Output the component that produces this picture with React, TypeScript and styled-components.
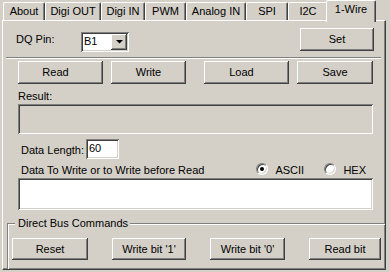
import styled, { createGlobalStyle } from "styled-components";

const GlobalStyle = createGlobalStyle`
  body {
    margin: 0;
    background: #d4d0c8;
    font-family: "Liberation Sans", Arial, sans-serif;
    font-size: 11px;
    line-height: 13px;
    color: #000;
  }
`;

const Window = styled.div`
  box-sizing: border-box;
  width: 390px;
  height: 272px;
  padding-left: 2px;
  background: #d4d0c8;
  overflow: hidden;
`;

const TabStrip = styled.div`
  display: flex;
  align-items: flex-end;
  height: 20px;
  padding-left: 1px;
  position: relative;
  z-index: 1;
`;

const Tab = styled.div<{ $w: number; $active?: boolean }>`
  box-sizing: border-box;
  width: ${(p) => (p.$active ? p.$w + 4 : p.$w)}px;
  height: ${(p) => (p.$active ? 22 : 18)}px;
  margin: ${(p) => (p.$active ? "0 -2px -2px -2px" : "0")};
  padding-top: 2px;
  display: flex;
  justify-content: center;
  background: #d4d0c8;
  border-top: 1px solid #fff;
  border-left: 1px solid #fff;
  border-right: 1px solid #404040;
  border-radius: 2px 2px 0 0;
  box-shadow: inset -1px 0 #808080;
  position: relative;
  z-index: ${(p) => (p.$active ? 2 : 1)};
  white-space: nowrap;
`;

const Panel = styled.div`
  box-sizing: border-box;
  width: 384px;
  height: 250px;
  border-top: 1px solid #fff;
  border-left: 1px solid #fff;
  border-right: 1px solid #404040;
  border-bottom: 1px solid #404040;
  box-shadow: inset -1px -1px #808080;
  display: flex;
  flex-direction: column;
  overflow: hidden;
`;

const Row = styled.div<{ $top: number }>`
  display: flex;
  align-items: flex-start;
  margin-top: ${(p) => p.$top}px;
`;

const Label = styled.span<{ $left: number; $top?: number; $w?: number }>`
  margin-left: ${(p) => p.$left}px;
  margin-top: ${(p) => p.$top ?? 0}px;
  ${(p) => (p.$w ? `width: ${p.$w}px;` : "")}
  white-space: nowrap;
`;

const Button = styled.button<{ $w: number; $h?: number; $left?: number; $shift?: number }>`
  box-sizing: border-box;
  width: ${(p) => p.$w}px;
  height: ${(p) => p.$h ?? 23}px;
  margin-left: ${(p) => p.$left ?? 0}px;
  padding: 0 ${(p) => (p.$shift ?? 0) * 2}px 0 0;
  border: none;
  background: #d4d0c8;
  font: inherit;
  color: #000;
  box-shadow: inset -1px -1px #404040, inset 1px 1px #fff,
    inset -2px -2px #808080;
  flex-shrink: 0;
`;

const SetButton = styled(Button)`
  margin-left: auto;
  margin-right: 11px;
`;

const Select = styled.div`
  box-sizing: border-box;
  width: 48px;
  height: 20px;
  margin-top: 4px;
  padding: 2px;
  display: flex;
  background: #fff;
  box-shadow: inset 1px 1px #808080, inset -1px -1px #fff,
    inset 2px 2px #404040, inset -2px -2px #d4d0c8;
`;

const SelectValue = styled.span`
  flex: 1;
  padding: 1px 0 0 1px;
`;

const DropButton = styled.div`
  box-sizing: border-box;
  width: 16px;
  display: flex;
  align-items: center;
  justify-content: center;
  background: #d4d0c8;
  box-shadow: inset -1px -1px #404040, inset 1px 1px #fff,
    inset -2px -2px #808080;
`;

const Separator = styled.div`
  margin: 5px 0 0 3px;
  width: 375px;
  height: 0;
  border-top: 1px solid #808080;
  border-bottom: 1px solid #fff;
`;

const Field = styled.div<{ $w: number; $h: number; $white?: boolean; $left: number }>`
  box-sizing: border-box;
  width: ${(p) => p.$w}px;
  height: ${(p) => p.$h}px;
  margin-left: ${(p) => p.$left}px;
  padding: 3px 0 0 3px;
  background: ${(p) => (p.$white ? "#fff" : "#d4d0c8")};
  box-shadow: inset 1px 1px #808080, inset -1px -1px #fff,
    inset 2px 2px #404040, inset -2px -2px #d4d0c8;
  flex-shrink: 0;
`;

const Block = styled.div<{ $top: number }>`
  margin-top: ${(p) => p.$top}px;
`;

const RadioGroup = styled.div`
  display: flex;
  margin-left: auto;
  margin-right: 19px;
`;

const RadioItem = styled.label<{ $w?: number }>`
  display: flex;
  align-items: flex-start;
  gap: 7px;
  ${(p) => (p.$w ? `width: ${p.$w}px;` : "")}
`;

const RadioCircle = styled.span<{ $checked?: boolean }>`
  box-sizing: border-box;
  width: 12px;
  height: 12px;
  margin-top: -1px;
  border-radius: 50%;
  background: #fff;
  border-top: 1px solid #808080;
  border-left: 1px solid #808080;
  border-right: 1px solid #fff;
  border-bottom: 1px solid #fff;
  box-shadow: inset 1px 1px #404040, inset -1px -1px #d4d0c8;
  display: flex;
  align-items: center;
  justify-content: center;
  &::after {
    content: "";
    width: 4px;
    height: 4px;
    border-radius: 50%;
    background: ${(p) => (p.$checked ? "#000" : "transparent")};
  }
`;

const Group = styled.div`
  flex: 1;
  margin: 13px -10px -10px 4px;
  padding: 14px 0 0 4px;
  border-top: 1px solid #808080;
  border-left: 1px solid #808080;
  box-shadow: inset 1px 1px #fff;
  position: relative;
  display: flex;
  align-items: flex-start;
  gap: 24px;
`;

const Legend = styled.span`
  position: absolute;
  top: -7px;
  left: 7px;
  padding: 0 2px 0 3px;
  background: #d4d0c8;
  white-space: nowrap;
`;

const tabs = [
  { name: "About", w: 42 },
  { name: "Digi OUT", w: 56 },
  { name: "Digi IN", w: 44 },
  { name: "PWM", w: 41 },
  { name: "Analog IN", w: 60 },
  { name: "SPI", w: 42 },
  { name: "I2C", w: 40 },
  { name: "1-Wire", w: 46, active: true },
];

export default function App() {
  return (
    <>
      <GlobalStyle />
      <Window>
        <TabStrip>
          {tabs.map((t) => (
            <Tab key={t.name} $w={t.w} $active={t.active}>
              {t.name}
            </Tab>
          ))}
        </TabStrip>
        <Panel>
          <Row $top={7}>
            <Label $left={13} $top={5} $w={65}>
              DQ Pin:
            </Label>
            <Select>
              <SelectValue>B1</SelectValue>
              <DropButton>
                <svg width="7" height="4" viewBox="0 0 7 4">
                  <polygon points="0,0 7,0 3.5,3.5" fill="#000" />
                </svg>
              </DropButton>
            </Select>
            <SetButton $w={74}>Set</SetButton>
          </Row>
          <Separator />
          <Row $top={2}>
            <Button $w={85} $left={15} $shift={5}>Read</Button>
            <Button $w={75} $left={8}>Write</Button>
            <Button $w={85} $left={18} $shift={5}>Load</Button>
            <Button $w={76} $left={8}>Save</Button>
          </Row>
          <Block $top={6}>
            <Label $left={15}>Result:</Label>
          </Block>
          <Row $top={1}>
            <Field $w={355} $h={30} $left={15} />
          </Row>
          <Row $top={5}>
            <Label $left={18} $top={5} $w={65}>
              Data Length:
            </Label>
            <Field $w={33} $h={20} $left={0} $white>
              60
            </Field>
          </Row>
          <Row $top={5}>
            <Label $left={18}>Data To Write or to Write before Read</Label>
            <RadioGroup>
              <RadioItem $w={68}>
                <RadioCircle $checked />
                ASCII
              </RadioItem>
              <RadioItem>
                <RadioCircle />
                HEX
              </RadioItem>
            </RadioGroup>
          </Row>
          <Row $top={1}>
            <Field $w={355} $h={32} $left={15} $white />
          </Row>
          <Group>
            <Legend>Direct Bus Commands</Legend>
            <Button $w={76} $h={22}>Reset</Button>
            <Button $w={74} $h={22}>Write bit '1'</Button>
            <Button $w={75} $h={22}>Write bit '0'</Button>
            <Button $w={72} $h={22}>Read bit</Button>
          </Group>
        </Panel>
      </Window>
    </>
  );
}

○ ○ ○ ○ ○

What you have to do: Search the listing above for the string "components". Copy every line that contains it.

Result of the exercise:
Output the component that produces this picture with React, TypeScript and styled-components.
import styled, { createGlobalStyle } from "styled-components";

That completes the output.